Bu noktada araştırmalarımı derinleştirdim ve sonunda bir kategori belirledim, satış verilerini, keywordleri vs. inceledim, yaklaşık maliyet hesabı yaptım ve karlı bir şekilde satabileceğimi buldum. Ancak tek bir satış bile YAPAMADIM. İki sebebi vardı: birincisi, görsellerim çok kötüydü; ikincisi, metin yazarlığım berbattı. Diğer ürünleri taklit etmemek adına ürün açıklamalarını farklı bir şekilde yazayım dedim ancak çok kötü olmuşlardı. Sonrasında elimden geldiğince ürün görsellerini düzelttim, ürün açıklamalarını revize ettim ve anahtar kelimelerimi değiştirdim. Reklam verdim. Satabileceğim başka niş örnekler buldum (açtığım mağazaya uygun) ve onlar üzerinden reklam yaptım ama yine de görsellerim, metin yazarlığım yeterli değildi.

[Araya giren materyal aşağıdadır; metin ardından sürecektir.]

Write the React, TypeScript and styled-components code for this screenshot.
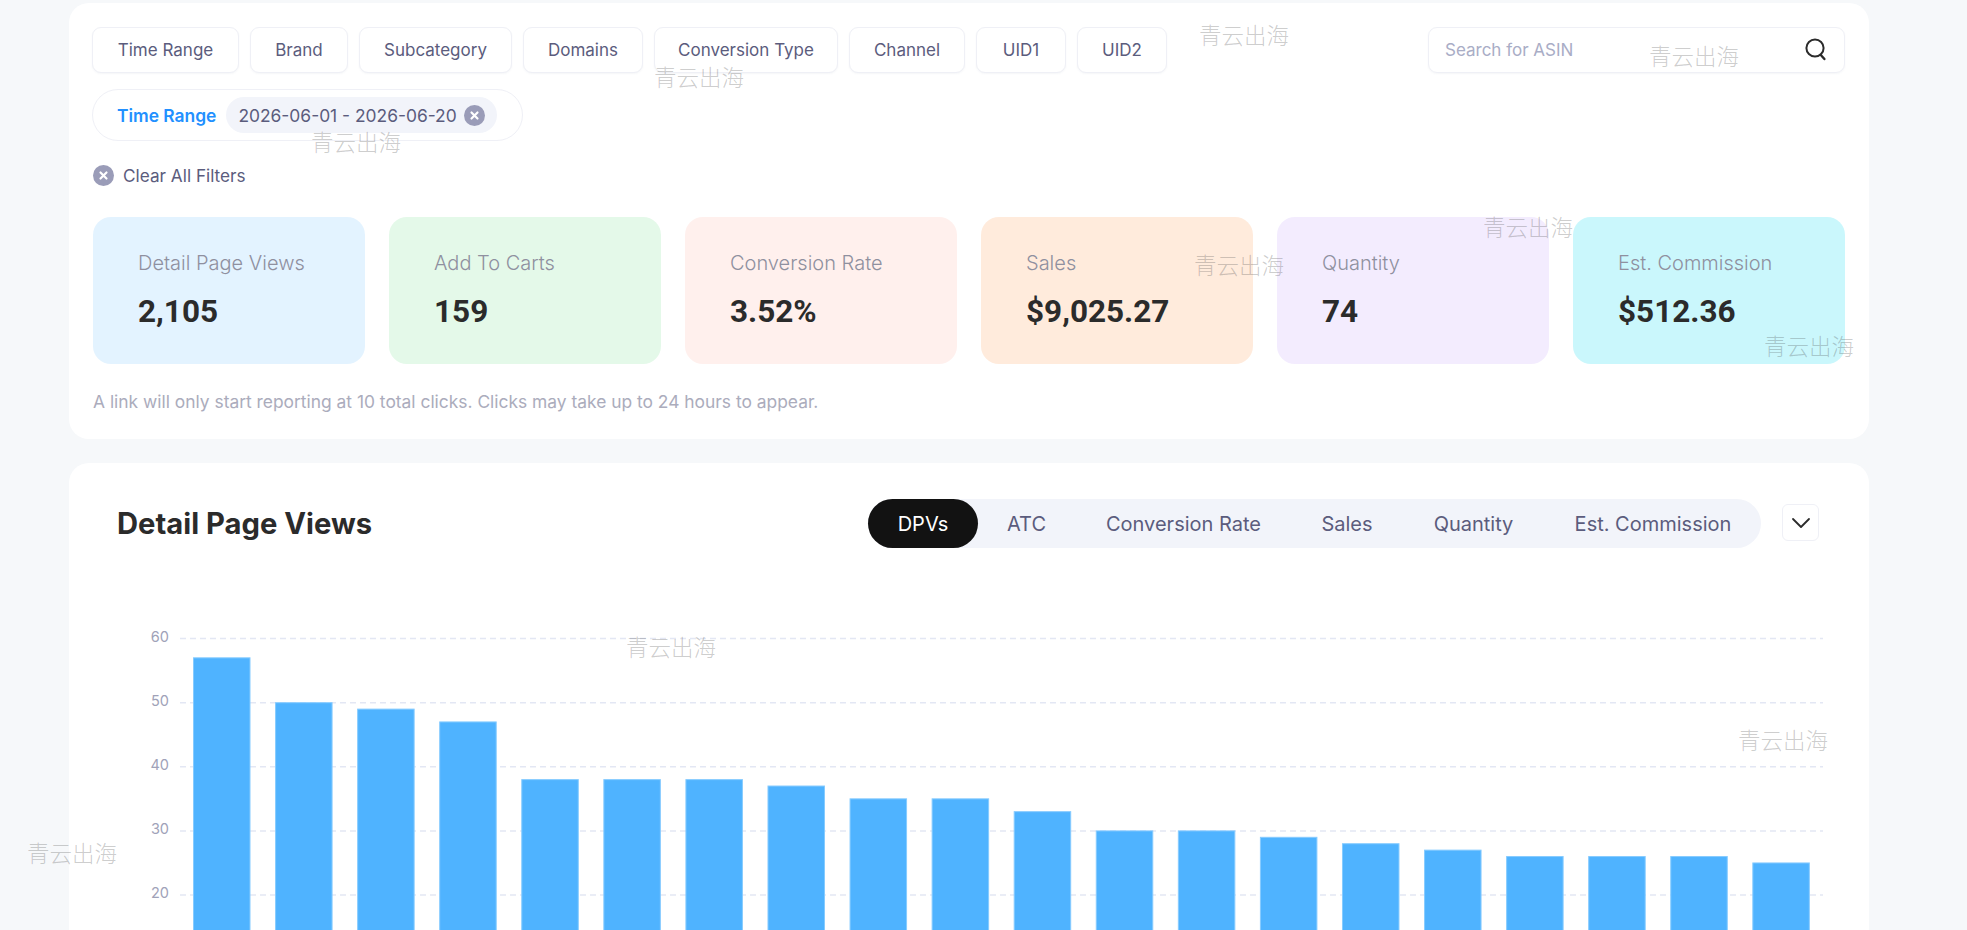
import React from 'react';
import styled, { createGlobalStyle } from 'styled-components';

const GlobalStyle = createGlobalStyle`
	html, body {
		margin: 0;
		padding: 0;
		height: 930px;
		overflow: hidden;
		background: #f6f8fa;
		font-family: Inter, "Noto Sans", sans-serif;
	}
`;

const Page = styled.div`
	position: relative;
	height: 930px;
	overflow: hidden;
	padding: 3px 98px 0 69px;
	box-sizing: border-box;
`;
const Card = styled.section`
	background: #fff;
	border-radius: 20px;
`;
const FilterCard = styled(Card)`
	padding: 24px 24px 23px 24px;
`;
const ChartCard = styled(Card)`
	margin-top: 24px;
	height: 560px;
	overflow: hidden;
`;
const TopRow = styled.div`
	display: flex;
	justify-content: space-between;
`;
const FilterList = styled.div`
	display: flex;
	gap: 11px;
	margin-left: -1px;
`;
const FilterButton = styled.button<{ $w: number }>`
	width: ${(p) => p.$w}px;
	height: 45.5px;
	padding: 0;
	background: #fff;
	border: 1px solid #eff0f6;
	border-radius: 9px;
	box-shadow: 0 1px 2px rgba(90, 95, 140, 0.06);
	color: #5b5c7d;
	font-family: inherit;
	font-size: 17px;
	box-sizing: border-box;
`;
const SearchBox = styled.div`
	display: flex;
	align-items: center;
	width: 417px;
	height: 45.5px;
	padding: 0 17px 0 16px;
	border: 1px solid #eff0f6;
	border-radius: 9px;
	box-shadow: 0 1px 2px rgba(90, 95, 140, 0.06);
	box-sizing: border-box;
`;
const SearchInput = styled.input`
	flex: 1;
	border: 0;
	outline: 0;
	padding: 0;
	font-family: inherit;
	font-size: 17px;
	background: transparent;

	&::placeholder {
		color: #a9adc6;
		opacity: 1;
	}
`;
const AppliedFilter = styled.div`
	display: inline-flex;
	align-items: center;
	gap: 10px;
	height: 52px;
	margin: 16.5px 0 0 -1px;
	padding: 0 25px 0 24px;
	border: 1px solid #eff0f6;
	border-radius: 26px;
	box-sizing: border-box;
`;
const AppliedLabel = styled.span`
	color: #2290ff;
	font-size: 17.4px;
	font-weight: 600;
`;
const Chip = styled.span`
	display: inline-flex;
	align-items: center;
	gap: 7px;
	height: 36px;
	padding: 0 12px;
	background: #f2f4fa;
	border-radius: 18px;
	color: #5b5c7d;
	font-size: 17.4px;
`;
const ClearRow = styled.div`
	display: flex;
	align-items: center;
	gap: 9px;
	height: 22px;
	margin-top: 23px;
	color: #5b5c7d;
	font-size: 17.2px;
`;
const Stats = styled.div`
	display: grid;
	grid-template-columns: repeat(6, 272px);
	gap: 24px;
	margin-top: 31px;
`;
const StatCard = styled.div<{ $bg: string }>`
	height: 147px;
	padding: 34px 0 0 45px;
	background: ${(p) => p.$bg};
	border-radius: 18px;
	box-sizing: border-box;
`;
const StatLabel = styled.div`
	color: #8f909f;
	font-size: 20px;
	font-weight: 300;
	line-height: 24px;
`;
const StatValue = styled.div`
	margin-top: 19px;
	color: #2b2b2b;
	font-family: Roboto, sans-serif;
	font-size: 31.5px;
	font-weight: 700;
	line-height: 36px;
`;
const Note = styled.p`
	margin: 24px 0 0;
	color: #abacbc;
	font-size: 17.4px;
	line-height: 28px;
`;
const ChartHeader = styled.div`
	display: flex;
	align-items: center;
	justify-content: space-between;
	padding: 36px 50px 0 48px;
`;
const ChartTitle = styled.h2`
	margin: 0;
	color: #2b2b2b;
	font-size: 29.2px;
	font-weight: 700;
`;
const HeaderRight = styled.div`
	display: flex;
	align-items: center;
	gap: 21px;
`;
const Tabs = styled.div`
	display: flex;
	height: 49px;
	background: #f2f4fa;
	border-radius: 25px;
`;
const Tab = styled.div<{ $active?: boolean; $w: number }>`
	display: flex;
	align-items: center;
	justify-content: center;
	width: ${(p) => p.$w}px;
	border-radius: 25px;
	font-size: 20px;
	color: ${(p) => (p.$active ? '#fff' : '#5b5c7d')};
	background: ${(p) => (p.$active ? '#121212' : 'transparent')};
`;
const ExpandButton = styled.div`
	display: flex;
	align-items: center;
	justify-content: center;
	width: 37px;
	height: 37px;
	margin-bottom: 2px;
	border: 1px solid #eff0f6;
	border-radius: 6px;
	box-sizing: border-box;
`;
const ChartSvg = styled.svg`
	display: block;
	margin-top: 60px;
`;
const Watermark = styled.span<{ $x: number; $y: number }>`
	position: absolute;
	left: ${(p) => p.$x}px;
	top: ${(p) => p.$y}px;
	color: rgba(60, 60, 60, 0.27);
	font-family: "Noto Sans CJK SC", sans-serif;
	font-size: 22.5px;
	font-weight: 300;
	line-height: 24px;
	white-space: nowrap;
	pointer-events: none;
`;

const filters = [
	{ label: 'Time Range', w: 147 },
	{ label: 'Brand', w: 98 },
	{ label: 'Subcategory', w: 153 },
	{ label: 'Domains', w: 120 },
	{ label: 'Conversion Type', w: 184 },
	{ label: 'Channel', w: 116 },
	{ label: 'UID1', w: 90 },
	{ label: 'UID2', w: 90 },
];
const stats = [
	{ label: 'Detail Page Views', value: '2,105', bg: '#e3f3ff' },
	{ label: 'Add To Carts', value: '159', bg: '#e4f9e9' },
	{ label: 'Conversion Rate', value: '3.52%', bg: '#fff0ed' },
	{ label: 'Sales', value: '$9,025.27', bg: '#ffebdc' },
	{ label: 'Quantity', value: '74', bg: '#f3ecfe' },
	{ label: 'Est. Commission', value: '$512.36', bg: '#caf7fc' },
];
const tabs = [
	{ label: 'DPVs', w: 110 },
	{ label: 'ATC', w: 97 },
	{ label: 'Conversion Rate', w: 217 },
	{ label: 'Sales', w: 110 },
	{ label: 'Quantity', w: 143 },
	{ label: 'Est. Commission', w: 216 },
];
const bars = [57, 50, 49, 47, 38, 38, 38, 37, 35, 35, 33, 30, 30, 29, 28, 27, 26, 26, 26, 25];
const ticks = [60, 50, 40, 30, 20];
const watermarks = [
	[1199, 22], [654, 64], [311, 129], [1649, 43], [1483, 214],
	[1194, 252], [1764, 333], [626, 634], [1738, 727], [27, 840],
];

const tickY = (v: number) => 895 + (20 - v) * 6.41;

const ClearIcon: React.FC = () => (
	<svg width="21" height="21" viewBox="0 0 21 21">
		<circle cx="10.5" cy="10.5" r="10.5" fill="#9a9cb8" />
		<path d="M7.5 7.5l6 6M13.5 7.5l-6 6" stroke="#fff" strokeWidth="2.2" strokeLinecap="round" />
	</svg>
);

const SearchIcon: React.FC = () => (
	<svg width="22" height="23" viewBox="0 0 22 23" fill="none" stroke="#2b2b2b">
		<circle cx="10" cy="10" r="8.6" strokeWidth="2" />
		<path d="M15.8 17l3.6 4" strokeWidth="2.4" strokeLinecap="round" />
	</svg>
);

const ChevronIcon: React.FC = () => (
	<svg width="20" height="12" viewBox="0 0 20 12" fill="none" stroke="#2b2b2b" strokeWidth="1.8" strokeLinecap="round" strokeLinejoin="round">
		<path d="M2 2l8 8 8-8" />
	</svg>
);

const App: React.FC = () => {
	return (
		<Page>
			<GlobalStyle />
			<FilterCard>
				<TopRow>
					<FilterList>
						{filters.map((f) => (
							<FilterButton key={f.label} $w={f.w}>
								{f.label}
							</FilterButton>
						))}
					</FilterList>
					<SearchBox>
						<SearchInput placeholder="Search for ASIN" readOnly />
						<SearchIcon />
					</SearchBox>
				</TopRow>
				<AppliedFilter>
					<AppliedLabel>Time Range</AppliedLabel>
					<Chip>
						2026-06-01 - 2026-06-20
						<ClearIcon />
					</Chip>
				</AppliedFilter>
				<ClearRow>
					<ClearIcon />
					Clear All Filters
				</ClearRow>
				<Stats>
					{stats.map((s) => (
						<StatCard key={s.label} $bg={s.bg}>
							<StatLabel>{s.label}</StatLabel>
							<StatValue>{s.value}</StatValue>
						</StatCard>
					))}
				</Stats>
				<Note>A link will only start reporting at 10 total clicks. Clicks may take up to 24 hours to appear.</Note>
			</FilterCard>
			<ChartCard>
				<ChartHeader>
					<ChartTitle>Detail Page Views</ChartTitle>
					<HeaderRight>
						<Tabs>
							{tabs.map((t, i) => (
								<Tab key={t.label} $active={i === 0} $w={t.w}>
									{t.label}
								</Tab>
							))}
						</Tabs>
						<ExpandButton>
							<ChevronIcon />
						</ExpandButton>
					</HeaderRight>
				</ChartHeader>
				<ChartSvg width="1800" height="340" viewBox="69 608 1800 340">
					{ticks.map((t) => (
						<g key={t}>
							<line x1="180" x2="1823" y1={tickY(t)} y2={tickY(t)} stroke="#e3e7f4" strokeWidth="1.5" strokeDasharray="6 4" />
							<text x="169" y={tickY(t) + 3} textAnchor="end" fontFamily="Inter" fontSize="14.5" fill="#a0a2b8">
								{t}
							</text>
						</g>
					))}
					{bars.map((b, i) => (
						<rect key={i} x={193.5 + i * 82.07} y={tickY(b)} width="56.5" height={950 - tickY(b)} fill="#4fb3ff" stroke="#86cbff" strokeWidth="1" />
					))}
				</ChartSvg>
			</ChartCard>
			{watermarks.map(([x, y]) => (
				<Watermark key={x} $x={x} $y={y}>
					青云出海
				</Watermark>
			))}
		</Page>
	);
};

export default App;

Bir süre sonra bazı ürünlerde telif uyarısı aldığım için ürünleri kaldırmak zorunda kaldım (el örgüsü bile olsa D*sney ürünlerine bulaşmamak gerekiyormuş). En sonunda, peş peşe yaptığım hatalar ve cahillik yüzünden (etsy gibi kişiselleştirilmiş ürünlere farklı bir strateji ile yaklaşmak gerekiyormuş, ben bunu bilmiyordum) tek bir ürün bile satamadım. Sonrasında karşıma başka bir alanda fırsat çıkınca, bu işi durdurmaya karar verdim.
Geriye dönüp baktığımda, iyi ki araştırmışım, iyi ki Etsy gibi başlangıç maliyeti düşük bir platformda ve niş bir alanda bir şeyler satmaya çalışmışım. Bu deneyim için harcadığım para çok düşük kaldı bu sayede. İnsanlar tonla para harcayıp büyük zararlarla karşılaşabiliyorlar ne yazık ki. Tabii ki, bu süreçte birçok farklı kişinin deneyimlerinden faydalandım. İnsanların deneyimlerini karşılıksız paylaşması çok güzel bir nimet, değerini bilene. Ben de hepsine teşekkür ederim kendi adıma.